2005 Salt Lake City Annual Meeting (October 16–19, 2005)

Paper No. 10
Presentation Time: 1:30 PM-5:30 PM


ZARAGOZA, Shelley1, TAYLOR, Wanda J.2, RITTASE, William2, SUUREMEYER, Nathan3, ZHANG, Liqiong3 and BELLIVEAU, Robert3, (1)Geoscience, Univ of Nevada Las Vegas, 4505 Maryland Parkway, Las Vegas, NV 89154-4010, (2)Geoscience, Univ of Nevada, Las Vegas, 4505 Maryland Parkway, Las Vegas, NV 89154-4010, (3)Geoscience, Univ of Nevada Las Vegas, 4505 Maryland Pkwy, Las Vegas, NV 89154-4010, szargo@physics.unlv.edu

The California Wash fault (CWF) is a NNE-striking down-to-the-west normal fault along the western North Muddy and Muddy mountains, southern Nevada. This active fault offsets Quaternary strata and has scarps as high as 10.3 m. We used fault geometry, paleoseismicity, and geomorphic history to assess the seismic hazard posed by the CWF. The central CWF is geometrically simple with just 1 or 2 strands across strike.
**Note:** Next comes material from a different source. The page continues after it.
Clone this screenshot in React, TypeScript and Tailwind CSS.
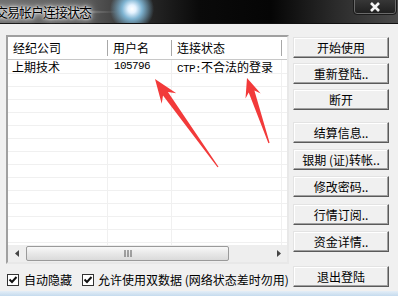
import { ReactNode } from "react";

// red annotation arrow: tapered shaft from tail to a notched head at the tip
const arrowPoints = (tx: number, ty: number, sx: number, sy: number, head: number, barb: number) => {
  const dx = tx - sx;
  const dy = ty - sy;
  const len = Math.hypot(dx, dy);
  const ux = dx / len;
  const uy = dy / len;
  const nx = -uy;
  const ny = ux;
  const bx = tx - ux * head;
  const by = ty - uy * head;
  const cx = tx - ux * head * 0.75;
  const cy = ty - uy * head * 0.75;
  const shaft = 3;
  const tail = 0.6;
  const pts = [
    [tx, ty],
    [bx + nx * barb, by + ny * barb],
    [cx + nx * shaft, cy + ny * shaft],
    [sx + nx * tail, sy + ny * tail],
    [sx - nx * tail, sy - ny * tail],
    [cx - nx * shaft, cy - ny * shaft],
    [bx - nx * barb, by - ny * barb],
  ];
  return pts.map(([x, y]) => `${x.toFixed(1)},${y.toFixed(1)}`).join(" ");
};

const WinButton = ({ children, className }: { children: ReactNode; className: string }) => (
  <div
    className={`h-[21px] w-[96px] flex items-center justify-center bg-[#f0f0f0] border border-t-[#e3e3e3] border-l-[#e3e3e3] border-r-[#5a5a5a] border-b-[#5a5a5a] shadow-[inset_-1px_-1px_#a0a0a0,inset_1px_1px_#ffffff] text-[12px] leading-none text-black whitespace-nowrap ${className}`}
  >
    {children}
  </div>
);

const CheckBox = () => (
  <div className="w-[12px] h-[12px] border border-[#333333] bg-white flex items-center justify-center">
    <svg width="10" height="10" viewBox="0 0 10 10">
      <path d="M1.5 4.5 L4 7 L8.5 2" fill="none" stroke="#111" strokeWidth="2" />
    </svg>
  </div>
);

const buttons = [
  { label: "开始使用", mt: "mt-[2px]" },
  { label: "重新登陆..", mt: "mt-[5px]" },
  { label: "断开", mt: "mt-[5px]" },
  { label: "结算信息..", mt: "mt-[12px]" },
  { label: "银期 (证)转帐..", mt: "mt-[6px]" },
  { label: "修改密码..", mt: "mt-[6px]" },
  { label: "行情订阅..", mt: "mt-[7px]" },
  { label: "资金详情..", mt: "mt-[6px]" },
  { label: "退出登陆", mt: "mt-[14px]" },
];

const emptyRows = Array.from({ length: 14 }, (_, i) => i);

const App = () => {
  return (
    <div className="relative w-[398px] h-[296px] overflow-hidden bg-[#f0f0f0] font-['Noto_Sans_CJK_SC',sans-serif] text-black">
      {/* title bar */}
      <div className="relative h-[24px] border-b border-b-[#111111] bg-[radial-gradient(circle_at_132px_9px,#ffffff_0px,#e4f2ff_4px,#7fb4d2_10px,transparent_22px),radial-gradient(ellipse_at_60px_12px,#a0a0a0_0px,transparent_60px),linear-gradient(90deg,#6e6e6e_0%,#5a5a5a_22%,#2a2a2a_36%,#0a0a0a_50%,#050505_68%,#2a2a2a_84%,#4a4a4a_100%)]">
        <div className="absolute left-[-5px] top-[4px] text-[13px] leading-[15px] tracking-[-1px] text-black [text-shadow:0_0_4px_#ffffff,0_0_8px_#ffffff,0_0_2px_#ffffff]">
          交易帐户连接状态
        </div>
        <div className="absolute left-[353px] top-[-3px] w-[44px] h-[18px] rounded-b-[4px] border border-[#1a1a1a] shadow-[inset_0_0_0_1px_#6a6a6a] bg-[linear-gradient(180deg,#3a3a3a,#1e1e1e)] flex items-center justify-center pt-[2px]">
          <svg width="12" height="10" viewBox="0 0 12 10">
            <path d="M2 1 L10 9 M10 1 L2 9" stroke="#f4f4f4" strokeWidth="2.6" />
          </svg>
        </div>
      </div>

      {/* body */}
      <div className="flex h-[267px] pl-[6px] pt-[11px]">
        <div className="flex flex-col w-[283px]">
          {/* list view */}
          <div className="h-[229px] flex flex-col border-2 border-t-[#a0a0a0] border-l-[#a0a0a0] border-r-[#e8e8e8] border-b-[#e8e8e8] bg-white overflow-hidden">
            <div className="flex h-[23px] shrink-0 border-b border-b-[#c8c8c8] text-[12px] leading-none">
              <div className="w-[100px] flex items-center pl-[5px] border-r border-r-[#a8a8a8] my-[3px]">经纪公司</div>
              <div className="w-[64px] flex items-center pl-[5px] border-r border-r-[#a8a8a8] my-[3px]">用户名</div>
              <div className="w-[110px] flex items-center pl-[5px] border-r border-r-[#a8a8a8] my-[3px]">连接状态</div>
            </div>
            <div className="flex-1 overflow-hidden">
              <div className="flex h-[14px] border-b border-b-[#f0f0f0] text-[12px] leading-[13px]">
                <div className="w-[100px] pl-[4px] border-r border-r-[#f0f0f0] whitespace-nowrap">上期技术</div>
                <div className="w-[64px] pl-[6px] border-r border-r-[#f0f0f0] font-['Liberation_Mono',monospace] text-[11px] tracking-[-0.6px] leading-[13px]">105796</div>
                <div className="w-[110px] pl-[5px] border-r border-r-[#f0f0f0] whitespace-nowrap">
                  <span className="font-['Liberation_Mono',monospace] text-[11px] tracking-[-0.6px]">CTP:</span>不合法的登录
                </div>
              </div>
              {emptyRows.map((r) => (
                <div key={r} className="flex h-[13px] border-b border-b-[#f0f0f0]">
                  <div className="w-[100px] border-r border-r-[#f0f0f0]" />
                  <div className="w-[64px] border-r border-r-[#f0f0f0]" />
                  <div className="w-[110px] border-r border-r-[#f0f0f0]" />
                </div>
              ))}
            </div>
            {/* horizontal scrollbar */}
            <div className="flex items-center h-[17px] shrink-0 bg-[#eeeeee]">
              <div className="w-[18px] h-full flex items-center justify-center">
                <svg width="5" height="7" viewBox="0 0 5 7"><path d="M4 0 L0 3.5 L4 7 Z" fill="#444" /></svg>
              </div>
              <div className="w-[203px] h-[15px] rounded-[2px] border border-[#9a9a9a] bg-[linear-gradient(180deg,#f8f8f8,#e8e8e8_50%,#dadada)] flex items-center justify-center">
                <svg width="8" height="7" viewBox="0 0 8 7">
                  <path d="M1 0 V7 M4 0 V7 M7 0 V7" stroke="#555" strokeWidth="1" />
                </svg>
              </div>
              <div className="flex-1" />
              <div className="w-[18px] h-full flex items-center justify-center">
                <svg width="5" height="7" viewBox="0 0 5 7"><path d="M1 0 L5 3.5 L1 7 Z" fill="#444" /></svg>
              </div>
            </div>
          </div>

          {/* checkbox row */}
          <div className="flex items-center h-[14px] mt-[9px] pl-[1px] text-[12px] leading-none whitespace-nowrap">
            <CheckBox />
            <span className="ml-[5px]">自动隐藏</span>
            <div className="ml-[10px]"><CheckBox /></div>
            <span className="ml-[4px]">允许使用双数据 (网络状态差时勿用)</span>
          </div>
        </div>

        {/* buttons */}
        <div className="flex flex-col ml-[4px]">
          {buttons.map((b) => (
            <WinButton key={b.label} className={b.mt}>{b.label}</WinButton>
          ))}
        </div>
      </div>

      {/* window frame bottom */}
      <div className="h-[5px] bg-[linear-gradient(180deg,#e4eef7,#c5dbee)]" />

      {/* red annotation arrows */}
      <svg className="absolute left-0 top-0 pointer-events-none" width="398" height="296">
        <polygon points={arrowPoints(155, 79, 218, 167, 24, 9)} fill="#f23a3a" />
        <polygon points={arrowPoints(247, 78, 269, 143, 19, 8)} fill="#f23a3a" />
      </svg>
    </div>
  );
};

export default App;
However, near both fault ends it has as many as 7-10 strands across strike. A right step over in the scarp along the central CWF suggests fault segmentation and linkage occurred. Two wash cuts through the CWF scarp each expose three colluvial wedges up to 1.06 m high. One major and three minor fault strands are exposed in the southern dissection and 7 (1 major, 6 minor) are exposed in the wall of the northern wash. A radiocarbon date of 16,105 +/- 355 Cal BP from footwall sediments in the northern dissection suggests that the three colluvial wedge-forming seismic events occurred since then. Scarp diffusion modeling along the central scarp yielded dates of 11.5 and 5.8 ka. These ages and variations in scarp height along strike combined suggest the age of the MRE varies along strike, and behavioral (earthquake) segments may exist along the CWF. Surface rupture lengths, colluvial wedge heights, and scarp heights indicate the CWF is capable of earthquakes of M 5.9-7.0. An earthquake of this magnitude along the CWF could impact a power plant, I-15, small towns, and the Las Vegas metropolitan area.